__DATA SEGMENT__:
-------

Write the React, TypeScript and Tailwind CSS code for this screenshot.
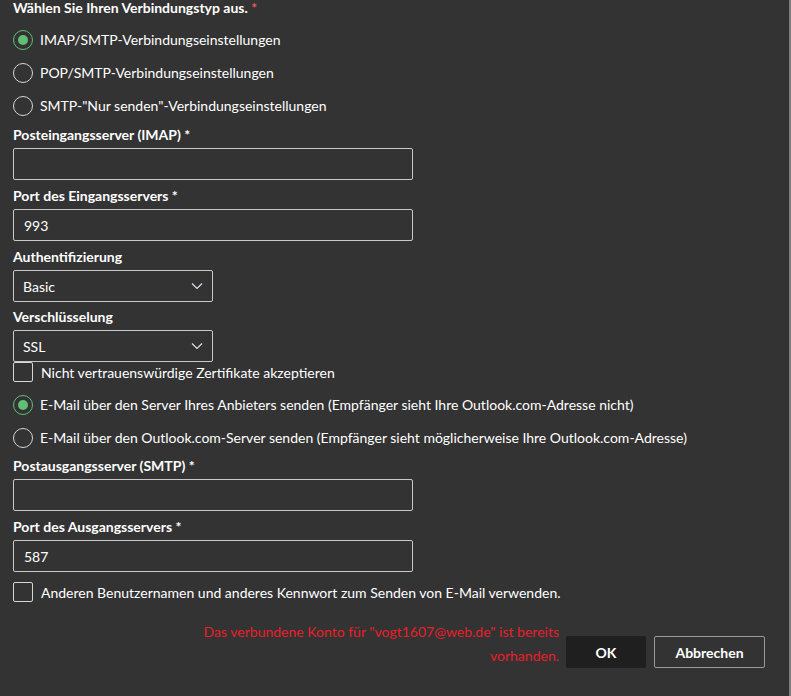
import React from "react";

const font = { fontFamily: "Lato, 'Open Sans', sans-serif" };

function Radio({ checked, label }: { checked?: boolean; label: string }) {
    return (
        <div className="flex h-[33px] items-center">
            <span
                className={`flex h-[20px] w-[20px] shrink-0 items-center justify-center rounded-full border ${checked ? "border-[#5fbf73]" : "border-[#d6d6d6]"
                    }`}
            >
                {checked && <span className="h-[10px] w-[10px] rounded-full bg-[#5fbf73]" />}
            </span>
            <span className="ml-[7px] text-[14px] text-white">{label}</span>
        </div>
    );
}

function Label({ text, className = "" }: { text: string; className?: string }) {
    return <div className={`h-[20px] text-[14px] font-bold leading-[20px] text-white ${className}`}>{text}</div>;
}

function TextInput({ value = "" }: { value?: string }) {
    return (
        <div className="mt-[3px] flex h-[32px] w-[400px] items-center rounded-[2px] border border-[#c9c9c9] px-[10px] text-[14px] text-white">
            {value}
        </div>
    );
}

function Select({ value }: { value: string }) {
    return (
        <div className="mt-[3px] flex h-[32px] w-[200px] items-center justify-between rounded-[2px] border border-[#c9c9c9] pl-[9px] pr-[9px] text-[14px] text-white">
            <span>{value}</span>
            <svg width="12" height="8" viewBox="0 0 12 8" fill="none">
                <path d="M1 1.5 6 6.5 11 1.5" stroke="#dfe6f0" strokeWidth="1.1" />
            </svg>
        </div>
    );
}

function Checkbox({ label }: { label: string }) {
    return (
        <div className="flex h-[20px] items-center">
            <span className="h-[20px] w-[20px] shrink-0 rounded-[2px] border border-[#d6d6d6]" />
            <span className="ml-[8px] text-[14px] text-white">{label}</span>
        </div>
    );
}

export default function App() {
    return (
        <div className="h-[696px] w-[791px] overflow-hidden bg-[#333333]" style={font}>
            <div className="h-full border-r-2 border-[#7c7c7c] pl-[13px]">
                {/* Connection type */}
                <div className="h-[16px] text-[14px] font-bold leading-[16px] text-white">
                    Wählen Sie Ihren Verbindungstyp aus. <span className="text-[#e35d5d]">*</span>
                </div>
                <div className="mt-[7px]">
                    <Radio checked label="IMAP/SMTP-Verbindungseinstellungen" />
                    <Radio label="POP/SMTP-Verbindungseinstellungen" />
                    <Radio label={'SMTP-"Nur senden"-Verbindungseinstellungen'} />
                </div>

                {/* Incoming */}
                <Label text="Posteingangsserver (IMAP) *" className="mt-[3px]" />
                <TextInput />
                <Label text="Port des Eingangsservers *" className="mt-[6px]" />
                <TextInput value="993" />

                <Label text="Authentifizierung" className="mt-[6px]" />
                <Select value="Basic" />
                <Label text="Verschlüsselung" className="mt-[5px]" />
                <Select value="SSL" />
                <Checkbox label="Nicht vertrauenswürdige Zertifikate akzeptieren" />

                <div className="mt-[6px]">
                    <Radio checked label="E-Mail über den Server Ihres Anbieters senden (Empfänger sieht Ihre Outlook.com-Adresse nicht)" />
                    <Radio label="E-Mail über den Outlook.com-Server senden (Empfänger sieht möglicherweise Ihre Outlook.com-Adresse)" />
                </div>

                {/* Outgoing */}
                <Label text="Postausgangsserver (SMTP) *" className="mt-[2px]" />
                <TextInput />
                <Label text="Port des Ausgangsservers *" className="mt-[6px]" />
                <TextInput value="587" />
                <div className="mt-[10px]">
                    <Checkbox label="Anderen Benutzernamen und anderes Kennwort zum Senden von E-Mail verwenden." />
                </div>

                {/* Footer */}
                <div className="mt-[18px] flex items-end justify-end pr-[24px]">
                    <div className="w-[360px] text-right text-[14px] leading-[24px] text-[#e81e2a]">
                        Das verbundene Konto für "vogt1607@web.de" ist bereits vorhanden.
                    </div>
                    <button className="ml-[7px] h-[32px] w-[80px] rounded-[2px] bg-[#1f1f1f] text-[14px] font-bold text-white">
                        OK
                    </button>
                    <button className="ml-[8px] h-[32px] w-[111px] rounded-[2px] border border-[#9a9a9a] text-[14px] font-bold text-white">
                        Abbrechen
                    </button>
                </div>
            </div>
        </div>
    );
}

-------

__AIM OF THE TASK__: Write out the listing above again, exactly, but with no pictures in the copy.

__OUTPUT__:
Write the React, TypeScript and Tailwind CSS code for this screenshot.
import React from "react";

const font = { fontFamily: "Lato, 'Open Sans', sans-serif" };

function Radio({ checked, label }: { checked?: boolean; label: string }) {
    return (
        <div className="flex h-[33px] items-center">
            <span
                className={`flex h-[20px] w-[20px] shrink-0 items-center justify-center rounded-full border ${checked ? "border-[#5fbf73]" : "border-[#d6d6d6]"
                    }`}
            >
                {checked && <span className="h-[10px] w-[10px] rounded-full bg-[#5fbf73]" />}
            </span>
            <span className="ml-[7px] text-[14px] text-white">{label}</span>
        </div>
    );
}

function Label({ text, className = "" }: { text: string; className?: string }) {
    return <div className={`h-[20px] text-[14px] font-bold leading-[20px] text-white ${className}`}>{text}</div>;
}

function TextInput({ value = "" }: { value?: string }) {
    return (
        <div className="mt-[3px] flex h-[32px] w-[400px] items-center rounded-[2px] border border-[#c9c9c9] px-[10px] text-[14px] text-white">
            {value}
        </div>
    );
}

function Select({ value }: { value: string }) {
    return (
        <div className="mt-[3px] flex h-[32px] w-[200px] items-center justify-between rounded-[2px] border border-[#c9c9c9] pl-[9px] pr-[9px] text-[14px] text-white">
            <span>{value}</span>
            <svg width="12" height="8" viewBox="0 0 12 8" fill="none">
                <path d="M1 1.5 6 6.5 11 1.5" stroke="#dfe6f0" strokeWidth="1.1" />
            </svg>
        </div>
    );
}

function Checkbox({ label }: { label: string }) {
    return (
        <div className="flex h-[20px] items-center">
            <span className="h-[20px] w-[20px] shrink-0 rounded-[2px] border border-[#d6d6d6]" />
            <span className="ml-[8px] text-[14px] text-white">{label}</span>
        </div>
    );
}

export default function App() {
    return (
        <div className="h-[696px] w-[791px] overflow-hidden bg-[#333333]" style={font}>
            <div className="h-full border-r-2 border-[#7c7c7c] pl-[13px]">
                {/* Connection type */}
                <div className="h-[16px] text-[14px] font-bold leading-[16px] text-white">
                    Wählen Sie Ihren Verbindungstyp aus. <span className="text-[#e35d5d]">*</span>
                </div>
                <div className="mt-[7px]">
                    <Radio checked label="IMAP/SMTP-Verbindungseinstellungen" />
                    <Radio label="POP/SMTP-Verbindungseinstellungen" />
                    <Radio label={'SMTP-"Nur senden"-Verbindungseinstellungen'} />
                </div>

                {/* Incoming */}
                <Label text="Posteingangsserver (IMAP) *" className="mt-[3px]" />
                <TextInput />
                <Label text="Port des Eingangsservers *" className="mt-[6px]" />
                <TextInput value="993" />

                <Label text="Authentifizierung" className="mt-[6px]" />
                <Select value="Basic" />
                <Label text="Verschlüsselung" className="mt-[5px]" />
                <Select value="SSL" />
                <Checkbox label="Nicht vertrauenswürdige Zertifikate akzeptieren" />

                <div className="mt-[6px]">
                    <Radio checked label="E-Mail über den Server Ihres Anbieters senden (Empfänger sieht Ihre Outlook.com-Adresse nicht)" />
                    <Radio label="E-Mail über den Outlook.com-Server senden (Empfänger sieht möglicherweise Ihre Outlook.com-Adresse)" />
                </div>

                {/* Outgoing */}
                <Label text="Postausgangsserver (SMTP) *" className="mt-[2px]" />
                <TextInput />
                <Label text="Port des Ausgangsservers *" className="mt-[6px]" />
                <TextInput value="587" />
                <div className="mt-[10px]">
                    <Checkbox label="Anderen Benutzernamen und anderes Kennwort zum Senden von E-Mail verwenden." />
                </div>

                {/* Footer */}
                <div className="mt-[18px] flex items-end justify-end pr-[24px]">
                    <div className="w-[360px] text-right text-[14px] leading-[24px] text-[#e81e2a]">
                        Das verbundene Konto für "vogt1607@web.de" ist bereits vorhanden.
                    </div>
                    <button className="ml-[7px] h-[32px] w-[80px] rounded-[2px] bg-[#1f1f1f] text-[14px] font-bold text-white">
                        OK
                    </button>
                    <button className="ml-[8px] h-[32px] w-[111px] rounded-[2px] border border-[#9a9a9a] text-[14px] font-bold text-white">
                        Abbrechen
                    </button>
                </div>
            </div>
        </div>
    );
}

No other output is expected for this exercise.